Last December marked the 70th anniversary of the death of art historian András Péter. He was a noted scholar of Italian Trecento painting, as well as of Hungarian medieval art. Born in 1903, he studied in Budapest and defended his doctorate in 1925. The subject of his dissertation was the representation of Hungarian holy kings in medieval art. Later he published a series of important articles on key figures of Italian Trecento painting, especially on Sienese masters such as the Lorenzetti brothers and Simone Martini. Material for these studies was collected during his research trips to Italy, most notably through a grant at the Hungarian Historical Institute in Rome (1926-27). In 1930, he published a ground-breaking survey of the history of Hungarian art. In 1935, he became a tutor at the art history department of Tibor Gerevich at Budapest University (named after Péter Pázmány at the time, and now known as Eötvös Loránd University).
His monograph on Italian Trecento painting, however, remained unfinished, and was published posthumously in 1983. Now a new volume has appeared, which contains the collected studies of András Péter. Edited by Mária Prokopp and Károly Tóth, the book republishes his writings in chronological order, starting with his dissertation, which was previously only available in manuscript form. Several of these studies were published in international journals, and are considered important contributions to this day.
Below are some of his studies which can be consulted online:
Pietro és Ambrogio Lorenzetti egy elpusztult freskó-ciklusa = Ein verlorener Freskenzyklus der Brüder Lorenzetti. In: Az Országos Magyar Szépművészeti Múzeum Évkönyvei = Jahrbücher des Museums der Bildenden Künste in Budapest VI. 1929-1930. (1931). 52-81. 256-260.

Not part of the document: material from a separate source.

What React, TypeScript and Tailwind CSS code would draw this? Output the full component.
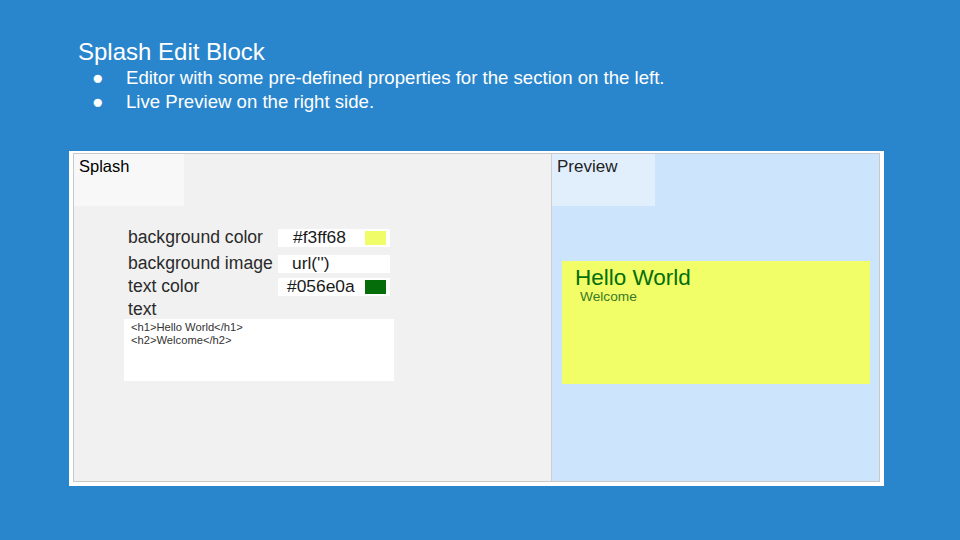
const FONT = "font-['Liberation_Sans',Arial,sans-serif]";

function Field({ label, value, pad, swatch }: { label: string; value: string; pad: string; swatch?: string }) {
  return (
    <div className="flex h-[23px] items-center">
      <div className="w-[150px] text-[17.6px] leading-none text-[#2a2a2a]">{label}</div>
      <div className={`flex h-[18px] w-[112px] items-center justify-between bg-white pr-[4px] ${pad}`}>
        <span className="text-[17.4px] leading-none text-[#1a1a1a]">{value}</span>
        {swatch && <span className="h-[14px] w-[21px]" style={{ background: swatch }} />}
      </div>
    </div>
  );
}

export default function App() {
  return (
    <div className={`${FONT} h-[540px] w-[960px] overflow-hidden bg-[#2986cc]`}>
      {/* Slide header */}
      <div className="pl-[78px] pt-[38px] text-white">
        <div className="text-[24px] leading-[28px]">Splash Edit Block</div>
        <ul className="text-[18.6px] leading-[24px]">
          <li className="flex">
            <span className="w-[48px] pl-[14px] text-[19px]">●</span>
            Editor with some pre-defined properties for the section on the left.
          </li>
          <li className="flex">
            <span className="w-[48px] pl-[14px] text-[19px]">●</span>
            Live Preview on the right side.
          </li>
        </ul>
      </div>

      {/* Screenshot frame */}
      <div className="ml-[69px] mt-[37px] h-[335px] w-[815px] bg-white pb-[4px] pl-[4px] pr-[4px] pt-[2px]">
        <div className="flex h-full border border-[#c9c9c9]">
          {/* Editor */}
          <div className="w-[478px] border-r border-[#cfcfcf] bg-[#f1f1f1]">
            <div className="h-[52px] w-[110px] bg-[#f8f8f8] pl-[5px] pt-[3px] text-[16.5px] leading-[18px] text-black">
              Splash
            </div>
            <div className="pl-[54px] pt-[20px]">
              <Field label="background color" value="#f3ff68" pad="pl-[15px]" swatch="#f0fd68" />
              <div className="h-[3px]" />
              <Field label="background image" value="url('')" pad="pl-[14px]" />
              <Field label="text color" value="#056e0a" pad="pl-[9px]" swatch="#056e0a" />
              <div className="h-[21px] text-[17.6px] leading-[23px] text-[#2a2a2a]">text</div>
            </div>
            <div className="ml-[50px] h-[62px] w-[270px] bg-white px-[7px] pt-[2px] text-[11.2px] leading-[13px] text-[#333]">
              <div>&lt;h1&gt;Hello World&lt;/h1&gt;</div>
              <div>&lt;h2&gt;Welcome&lt;/h2&gt;</div>
            </div>
          </div>

          {/* Preview */}
          <div className="flex-1 bg-[#cce5fc]">
            <div className="h-[52px] w-[103px] bg-[#e1effd] pl-[5px] pt-[4px] text-[17px] leading-[18px] text-[#222]">
              Preview
            </div>
            <div className="ml-[10px] mt-[55px] h-[123px] w-[308px] bg-[#f1fe68] pl-[13px] pt-[5px]">
              <div className="text-[22.5px] leading-[24px] text-[#056e0a]">Hello World</div>
              <div className="pl-[5px] text-[13.7px] leading-[14px] text-[#3a7a24]">Welcome</div>
            </div>
          </div>
        </div>
      </div>
    </div>
  );
}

Quand Simone Martini est-il venu en Avignon? In: Gazette des Beaux-Arts, 81 (1939), 153-174.
Giotto and Ambrogio Lorenzetti. In: The Burlington Magazine, LXXVI (1940), No. 442. 3-8. (via JSTOR)
His full bibliography can also be consulted online, as compiled by the Library of the Museum of Fine Arts.

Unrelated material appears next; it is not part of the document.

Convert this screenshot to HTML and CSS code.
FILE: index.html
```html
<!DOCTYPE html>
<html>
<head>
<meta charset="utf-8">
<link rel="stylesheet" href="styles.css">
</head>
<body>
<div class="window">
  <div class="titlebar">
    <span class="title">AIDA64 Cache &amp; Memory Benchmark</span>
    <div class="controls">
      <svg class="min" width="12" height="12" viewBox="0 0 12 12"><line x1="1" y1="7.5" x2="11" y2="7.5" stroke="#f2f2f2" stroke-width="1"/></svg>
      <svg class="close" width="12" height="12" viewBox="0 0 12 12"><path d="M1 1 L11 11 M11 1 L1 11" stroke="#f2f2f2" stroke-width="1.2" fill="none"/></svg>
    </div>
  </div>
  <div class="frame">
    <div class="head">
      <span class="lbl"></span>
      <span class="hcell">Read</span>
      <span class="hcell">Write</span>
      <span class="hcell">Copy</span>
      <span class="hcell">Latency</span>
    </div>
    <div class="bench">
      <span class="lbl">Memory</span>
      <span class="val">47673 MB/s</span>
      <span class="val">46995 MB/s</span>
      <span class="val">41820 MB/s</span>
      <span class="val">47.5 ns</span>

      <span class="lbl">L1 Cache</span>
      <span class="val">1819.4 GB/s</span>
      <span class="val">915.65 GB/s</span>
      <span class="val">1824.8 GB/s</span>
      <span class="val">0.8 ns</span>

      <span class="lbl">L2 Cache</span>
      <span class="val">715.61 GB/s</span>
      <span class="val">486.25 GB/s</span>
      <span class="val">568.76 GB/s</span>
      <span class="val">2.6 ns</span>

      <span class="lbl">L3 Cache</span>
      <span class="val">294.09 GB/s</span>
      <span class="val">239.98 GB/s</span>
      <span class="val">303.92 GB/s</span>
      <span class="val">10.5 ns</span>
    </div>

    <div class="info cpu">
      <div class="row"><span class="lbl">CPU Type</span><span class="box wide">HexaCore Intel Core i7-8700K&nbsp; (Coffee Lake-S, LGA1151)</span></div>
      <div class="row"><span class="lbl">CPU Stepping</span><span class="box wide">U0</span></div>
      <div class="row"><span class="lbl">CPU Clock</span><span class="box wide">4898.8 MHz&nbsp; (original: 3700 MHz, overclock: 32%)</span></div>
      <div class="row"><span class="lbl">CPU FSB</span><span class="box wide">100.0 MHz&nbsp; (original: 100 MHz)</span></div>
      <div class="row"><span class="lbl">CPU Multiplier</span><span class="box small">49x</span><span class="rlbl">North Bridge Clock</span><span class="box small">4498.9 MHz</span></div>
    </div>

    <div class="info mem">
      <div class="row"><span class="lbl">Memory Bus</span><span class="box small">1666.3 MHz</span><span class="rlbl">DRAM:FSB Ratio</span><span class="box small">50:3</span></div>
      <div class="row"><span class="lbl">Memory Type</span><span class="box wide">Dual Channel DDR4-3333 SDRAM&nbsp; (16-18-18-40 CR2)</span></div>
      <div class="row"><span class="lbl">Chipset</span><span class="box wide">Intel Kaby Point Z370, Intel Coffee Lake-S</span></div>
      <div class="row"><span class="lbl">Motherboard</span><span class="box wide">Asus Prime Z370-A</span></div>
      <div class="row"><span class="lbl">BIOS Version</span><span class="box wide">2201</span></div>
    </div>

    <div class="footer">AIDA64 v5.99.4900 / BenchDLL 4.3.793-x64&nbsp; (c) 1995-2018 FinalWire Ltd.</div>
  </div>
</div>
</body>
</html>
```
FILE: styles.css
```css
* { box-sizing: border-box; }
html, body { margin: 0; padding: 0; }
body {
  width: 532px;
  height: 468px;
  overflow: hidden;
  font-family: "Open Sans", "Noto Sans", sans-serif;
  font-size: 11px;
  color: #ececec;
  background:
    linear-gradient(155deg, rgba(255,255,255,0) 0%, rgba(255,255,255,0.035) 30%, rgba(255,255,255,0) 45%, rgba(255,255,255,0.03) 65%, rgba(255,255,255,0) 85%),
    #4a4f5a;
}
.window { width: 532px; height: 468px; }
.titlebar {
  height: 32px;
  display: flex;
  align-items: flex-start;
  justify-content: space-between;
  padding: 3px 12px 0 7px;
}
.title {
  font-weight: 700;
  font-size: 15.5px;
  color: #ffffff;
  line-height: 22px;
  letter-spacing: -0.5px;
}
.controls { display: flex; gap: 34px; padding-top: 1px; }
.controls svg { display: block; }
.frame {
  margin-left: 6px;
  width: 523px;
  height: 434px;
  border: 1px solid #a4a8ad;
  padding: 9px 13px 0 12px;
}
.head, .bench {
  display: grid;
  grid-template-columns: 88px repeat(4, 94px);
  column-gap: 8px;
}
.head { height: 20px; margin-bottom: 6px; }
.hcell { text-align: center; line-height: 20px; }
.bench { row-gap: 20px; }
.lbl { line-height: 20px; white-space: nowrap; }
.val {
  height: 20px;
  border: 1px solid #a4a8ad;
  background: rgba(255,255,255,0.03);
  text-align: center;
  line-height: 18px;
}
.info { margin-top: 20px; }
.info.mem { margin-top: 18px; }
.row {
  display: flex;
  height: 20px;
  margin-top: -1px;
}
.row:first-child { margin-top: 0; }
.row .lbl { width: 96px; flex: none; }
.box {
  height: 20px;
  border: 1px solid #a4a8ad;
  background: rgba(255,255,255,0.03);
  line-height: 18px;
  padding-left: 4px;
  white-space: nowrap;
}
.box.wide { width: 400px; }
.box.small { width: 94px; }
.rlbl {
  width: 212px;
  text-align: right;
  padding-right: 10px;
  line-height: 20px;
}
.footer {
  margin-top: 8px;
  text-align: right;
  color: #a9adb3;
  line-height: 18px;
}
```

|András Péter (1903-1944)|
András Péter's career was cut short by the Holocaust. He stayed in Budapest even during the German occupation of Hungary and during the rule of the Arrow Cross. He was arrested by the Arrow Cross, and killed on December 9th, 1944. Sadly, he was not the only important art historian who fell victim to the Holocaust in Hungary. We should mention first of all his friend, György Gombosi, another noted scholar of Italian early renaissance art, who died in Auschwitz in early 1945. Others include József Bíró, an eminent historian of art in Transylvania, who was shot into the Danube together with his elderly father at the beginning of 1945 (see here his monograph on palaces in Transylvania); and art critic Artúr Elek, who committed suicide after Germany occupied Hungary in 1944. A friend of Ernst Gombrich, József Bodonyi, who had studied with Julius von Schlosser in Vienna and wrote his dissertation on the origin of gold background in Late Antique painting, also died in 1944 after returning to Hungary. A generation of (mostly Jewish) Hungarian art historians had already emigrated from Hungary after 1919 including Johannes Wilde, Frederick Antal, Arnold Hauser and Charles de Tolnay. We should also mention Jenő Lányi, who only spent his childhood in Hungary, as he studied in Vienna and Munich. A scholar of Jacopo della Quercia and Donatello, he finally emigrated to London in 1938, and died as a casualty of a German torpedo attack in 1940 on his way to the US.